The petition for attachment was given on 25.4.1973 and the Subordinate Judge has passed orders on 26.4.1973 and therefore, the Amin could not have executed the warrant on 2.4.1973 on which date there was neither a petition nor an order. The Amin was also not examined by the appellant to explain the above error. 17. It is strenuously contended on behalf of the appellant that the first defendant was not diligent in executing the decree obtained by it in O.S. No. 91 of 1973. It filed the first execution petition only on 6.4.1976 for the arrest of the judgment-debtor and the same was dismissed on 7.4.1976 as not pressed at that stage, without reservation to file a fresh execution petition and therefore, according to the appellant, the first defendant had abandoned its right to file a fresh execution petition on the basis of the attachment. Learned councel further submitted that the above conduct on the part of the first defendant shows that it had not enforced the order of attachment. This contention cannot be upheld because the decree-holder in E.P. No. 50 of 1976 had not abandoned its right to recover the decree amount. The mere fact that the first defendant did not press the earlier execution petition would not mean that it waived its right to execute the decree. A decree-holder can file an execution petition for the arrest of the judgment-debtor and if he does not succeed in realising the decree debt, he can file another execution petition to bring the property of the judgment-debtor to sale for the realisation of the decree-debt, especially when the property is already under attachment. 18. In the present suit also, the order of attachment made by the Court is not void because it was made in 1973 prior to the amendment of the Code of Civil Procedure in 1976 which brought Sub-rule (4) to Rule 5 of Order 38, which stated that an order of attachment without complying with the provisions of Sub-rule (1) of Rule 5 shall be void. It is also to be noted that the attachment was made absolute on 4.7.1974 when the suit was decreed on the second defendant submitting to a decree. It is contended for the appellant that the Court cannot make absolute an order of attachment because the second defendant had submitted to a decree.
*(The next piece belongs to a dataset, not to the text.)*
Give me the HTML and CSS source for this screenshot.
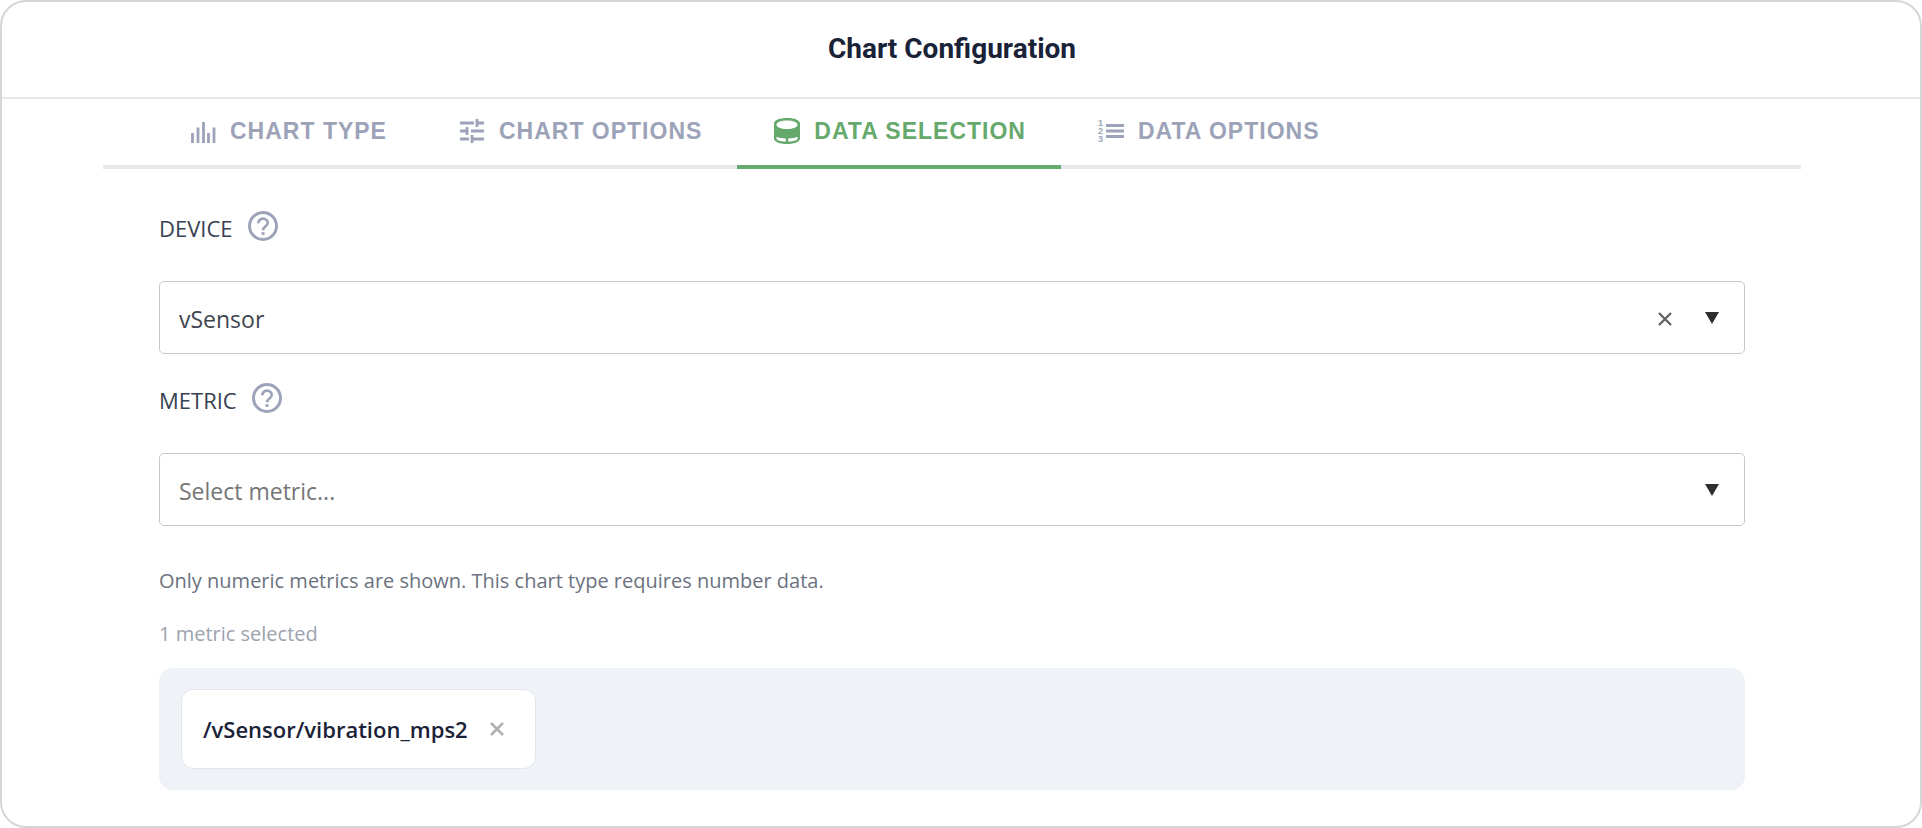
FILE: index.html
```html
<!DOCTYPE html>
<html lang="en">
<head>
<meta charset="UTF-8">
<meta name="viewport" content="width=device-width, initial-scale=1">
<title>Chart Configuration</title>
<link rel="stylesheet" href="styles.css">
</head>
<body>
<div class="dialog">
  <header class="dialog-header">
    <h1>Chart Configuration</h1>
  </header>

  <div class="dialog-body">
    <nav class="tabs" role="tablist">
      <button class="tab" role="tab" type="button">
        <svg class="tab-icon" viewBox="0 0 26 26" aria-hidden="true">
          <path d="M2.500 25V15M8 25V9.500M13.500 25V4M18.500 25V15M24 25V9.500" fill="none" stroke="currentColor" stroke-width="2.800"/>
        </svg>
        CHART TYPE
      </button>
      <button class="tab" role="tab" type="button">
        <svg class="tab-icon" viewBox="0 0 26 26" aria-hidden="true">
          <path d="M1 5h14M18 5h7M18 1v8M1 13h7M8 9v8M12 13h13M1 21h9M13 17v8M13 21h12" fill="none" stroke="currentColor" stroke-width="2.800"/>
        </svg>
        CHART OPTIONS
      </button>
      <button class="tab active" role="tab" type="button" aria-selected="true">
        <svg class="tab-icon" viewBox="0 0 26 26" aria-hidden="true">
          <path fill="currentColor" fill-rule="evenodd" d="M13 0C5.500 0 0 2.200 0 5.500v15C0 23.800 5.500 26 13 26s13-2.200 13-5.500v-15C26 2.200 20.500 0 13 0zM13 2.600c6 0 10.500 1.600 10.500 4.200S19 11 13 11 2.500 9.400 2.500 6.800 7 2.600 13 2.600zM2.500 18.800c2.500 1 5.500 1.500 9.300 1.600v3.200c-5-.2-9.300-1.400-9.300-3.200zM23.500 18.800v1.600c0 1.800-4.300 3-9.300 3.200v-3.200c3.800-.1 6.800-.6 9.300-1.600z"/>
        </svg>
        DATA SELECTION
      </button>
      <button class="tab" role="tab" type="button">
        <svg class="tab-icon" viewBox="0 0 26 26" aria-hidden="true">
          <path d="M8 7.500h18M8 13h18M8 18.500h18" fill="none" stroke="currentColor" stroke-width="2.800"/>
          <g class="tab-icon-digits" fill="currentColor">
            <text x="0" y="8">1</text>
            <text x="0" y="16">2</text>
            <text x="0" y="24">3</text>
          </g>
        </svg>
        DATA OPTIONS
      </button>
    </nav>

    <form class="form">
      <div class="field-head">
        <label for="device">DEVICE</label>
        <button class="help" type="button" aria-label="About device">
          <svg viewBox="0 0 30 30" fill="none" stroke="currentColor">
            <circle cx="15" cy="15" r="13.500" stroke-width="3"/>
            <path d="M10.300 12.300c0-2.800 2-4.600 4.700-4.600s4.700 1.800 4.700 4.300c0 3.400-4.700 3.700-4.700 7.200" stroke-width="2.700"/>
            <path d="M15 21.200v2.700" stroke-width="3"/>
          </svg>
        </button>
      </div>
      <div class="select-box">
        <select id="device">
          <option selected>vSensor</option>
        </select>
        <button class="clear" type="button" aria-label="Clear device">
          <svg viewBox="0 0 14 14"><path d="M1 1l12 12M13 1L1 13" stroke="currentColor" stroke-width="2.300"/></svg>
        </button>
        <svg class="arrow" viewBox="0 0 14 12" aria-hidden="true"><path d="M0 0h14L7 12z" fill="currentColor"/></svg>
      </div>

      <div class="field-head">
        <label for="metric">METRIC</label>
        <button class="help" type="button" aria-label="About metric">
          <svg viewBox="0 0 30 30" fill="none" stroke="currentColor">
            <circle cx="15" cy="15" r="13.500" stroke-width="3"/>
            <path d="M10.300 12.300c0-2.800 2-4.600 4.700-4.600s4.700 1.800 4.700 4.300c0 3.400-4.700 3.700-4.700 7.200" stroke-width="2.700"/>
            <path d="M15 21.200v2.700" stroke-width="3"/>
          </svg>
        </button>
      </div>
      <div class="select-box">
        <select id="metric" class="empty">
          <option value="" selected>Select metric...</option>
        </select>
        <svg class="arrow" viewBox="0 0 14 12" aria-hidden="true"><path d="M0 0h14L7 12z" fill="currentColor"/></svg>
      </div>

      <p class="hint">Only numeric metrics are shown. This chart type requires number data.</p>
      <p class="count">1 metric selected</p>

      <div class="chips">
        <div class="chip">
          <span>/vSensor/vibration_mps2</span>
          <button class="remove" type="button" aria-label="Remove metric">
            <svg viewBox="0 0 14 14"><path d="M1 1l12 12M13 1L1 13" stroke="currentColor" stroke-width="2.500"/></svg>
          </button>
        </div>
      </div>
    </form>
  </div>
</div>
</body>
</html>
```

FILE: styles.css
```css
* { box-sizing: border-box; }
body {
  margin: 0;
  background: #fff;
  color: #374151;
  font-family: "Open Sans", "Noto Sans", sans-serif;
}
button {
  padding: 0;
  border: 0;
  background: none;
  cursor: pointer;
}
svg { display: block; }

.dialog {
  min-height: 100vh;
  border: 2px solid #d6d6d6;
  border-radius: 26px;
}
.dialog-header {
  padding: 27px 18px 29px 0;
  border-bottom: 2px solid #e5e7eb;
}
.dialog-header h1 {
  margin: 0;
  font-family: Roboto, sans-serif;
  font-size: 28px;
  font-weight: 700;
  line-height: 39px;
  text-align: center;
  color: #1a2238;
}
.dialog-body { padding: 0 119px 36px 101px; }

/* tabs */
.tabs {
  display: flex;
  padding-left: 50px;
  border-bottom: 4px solid #e5e7eb;
}
.tab {
  display: flex;
  align-items: center;
  gap: 14px;
  height: 70px;
  margin-bottom: -4px;
  padding: 0 35px 2px 37px;
  border-bottom: 4px solid transparent;
  color: #9ca3b8;
  font-family: "Liberation Sans", Arial, sans-serif;
  font-size: 23px;
  font-weight: bold;
  letter-spacing: 1px;
  white-space: nowrap;
}
.tab.active {
  color: #66a96d;
  border-bottom-color: #66a96d;
}
.tab-icon {
  width: 26px;
  height: 26px;
}
.tab-icon-digits {
  font-size: 9px;
  letter-spacing: 0;
}

/* fields */
.form { padding: 42px 56px 0; }
.field-head {
  display: flex;
  align-items: flex-end;
  gap: 15px;
  height: 31px;
  margin-bottom: 39px;
}
.field-head label {
  font-size: 22px;
  font-weight: 500;
  line-height: 28px;
}
.help {
  align-self: flex-start;
  color: #9ca3b8;
}
.help svg {
  width: 30px;
  height: 30px;
}
.select-box {
  position: relative;
  margin-bottom: 29px;
}
.select-box select {
  display: block;
  width: 100%;
  height: 73px;
  padding: 3px 100px 0 19px;
  appearance: none;
  border: 1px solid #c8c8cc;
  border-radius: 5px;
  background: #fff;
  color: #414550;
  font-family: inherit;
  font-size: 23px;
}
.select-box select.empty { color: #757575; }
.arrow {
  position: absolute;
  top: 31px;
  right: 26px;
  width: 14px;
  height: 12px;
  color: #2e2e2e;
}
.clear {
  position: absolute;
  top: 31px;
  right: 73px;
  color: #616161;
}
.clear svg,
.remove svg {
  width: 14px;
  height: 14px;
}

.hint,
.count {
  margin: 0;
  font-size: 20px;
  line-height: 28px;
}
.hint {
  margin-top: 41px;
  color: #6b7280;
}
.count {
  margin-top: 25px;
  color: #9ca3af;
}

/* selected metrics */
.chips {
  display: flex;
  flex-wrap: wrap;
  gap: 16px;
  margin-top: 20px;
  padding: 21px 22px;
  border-radius: 14px;
  background: #eff2f7;
}
.chip {
  display: flex;
  align-items: center;
  gap: 22px;
  height: 80px;
  padding: 0 31px 0 21px;
  border: 1px solid #e2e5ec;
  border-radius: 12px;
  background: #fff;
  color: #1a2238;
  font-size: 22px;
  font-weight: 600;
}
.remove { color: #b0b0b4; }
```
It is also to be noted that the attachment was made absolute on 4.7.1974 when the suit was decreed on the second defendant submitting to a decree. It is contended for the appellant that the Court cannot make absolute an order of attachment because the second defendant had submitted to a decree. This contention cannot be countenanced since it is against the principles of law. 19. It is contended for the respondents that the sale deed in favour of the appellant is null and void and ineffective because the second defendant sold the house to the appellant at a time when the attachment was in subsistence. Section 52 of the Transfer of Property Act reads as follows: During the pendency, in any Court, having authority within the limits of India excluding the State of Jammu and Kashmir or established beyond such limits by the Central Government, of any suit or proceeding which is not collusive and in which any right to immoveable property is directly and specifically in question, the property cannot be transferred or otherwise dealt with by any party to the suit or proceeding so as to affect the rights of any other party thereto under any decree or order' which may be made therein, except under the authority of the Court and on such terms as it may impose. "Pendency of any suit" occurring in the above Section is defined under the Explanation to the section, as including the time of the presentation of the suit and extending upto the time when the final decree or order is passed therein and even to the time when the decree or order is completely satisfied or discharged. In the instant case, we find that the reply of the appellant's counsel is that the above sale deed is valid because the order of attachment is null and void. It has to be noticed that the appellant was cheated by the second defendant who failed to disclose the attachment subsisting on the suit property and sold the property to the appellant when the property was subject to lis pendens by reason of O.S. No. 91 of 1973. Thus, we find that Ex. Al sale deed is hit by Section 52 of the Transfer of Property Act. The person fully responsible in this case is the second defendant who cheated both the appellant and the first defendant.
Thus, we find that Ex. Al sale deed is hit by Section 52 of the Transfer of Property Act. The person fully responsible in this case is the second defendant who cheated both the appellant and the first defendant. He has remained ex parte in the suit. He has no right to attack the order of attachment because he submitted to a decree. The -appellant has no right to ask for setting aside the order of attachment because his sale deed executed by the second defendant is not valid. The Court cannot give relief to the plaintiff and, at the same time, guarantee execution of the decree obtained by the first defendant in O.S. No. 91 of 1973. In the instant case, we find that the circumstances are such that the second defendant, whose property was attached in the earlier suit, submitted to a decree in that suit and the same was decreed on 4.7.1974. The decision in Badri Prasad Jhunjhunwala v. Babulal Jhunjhunwala, was cited by the appellant's counsel. But the Court cannot follow the lines adopted in that case. In the case before the Calcutta High Court, the property was sold during the pendency of the suit. In the present case, the very property attached was sold before the execution of the decree was over. The appellant purchased the property when the first execution petition was pending. If the attachment were to be set aside, the Court cannot order a fresh attachment at this stage, because O.S. No. 91 of 1973 has been disposed of and a consent decree has been passed. Therefore, I think that it will be just and equitable to give preference to the decree which is earlier in time, compared to the date of the invalid purchase of the suit property by the appellant. It is also relevant that the order of attachment before judgment in question was passed before the inclusion of Sub-rule (4) of Rule 5 of Order 38, which stated that an order of attachment made without complying with the provisions of Sub-rule (1) of Rule 5 shall be void. But, such an order is not necessarily ultra vires or void ah initio.
But, such an order is not necessarily ultra vires or void ah initio. So the lower Court is correct when it thought that it would not be just to set aside the order of attachment and that the only remedy to the appellant is to file a suit against the second defendant for recovery of loss, if any, caused to him by purchasing the property. 20. Under these circumstances, this court, after anxious consideration of the entire evidence, both oral and documentary, available on record, concurs with the decision of the lower Court and finds no merit in the appeal. Hence the appeal is dismissed. But, in the circumstances, the parties will bear their respective costs.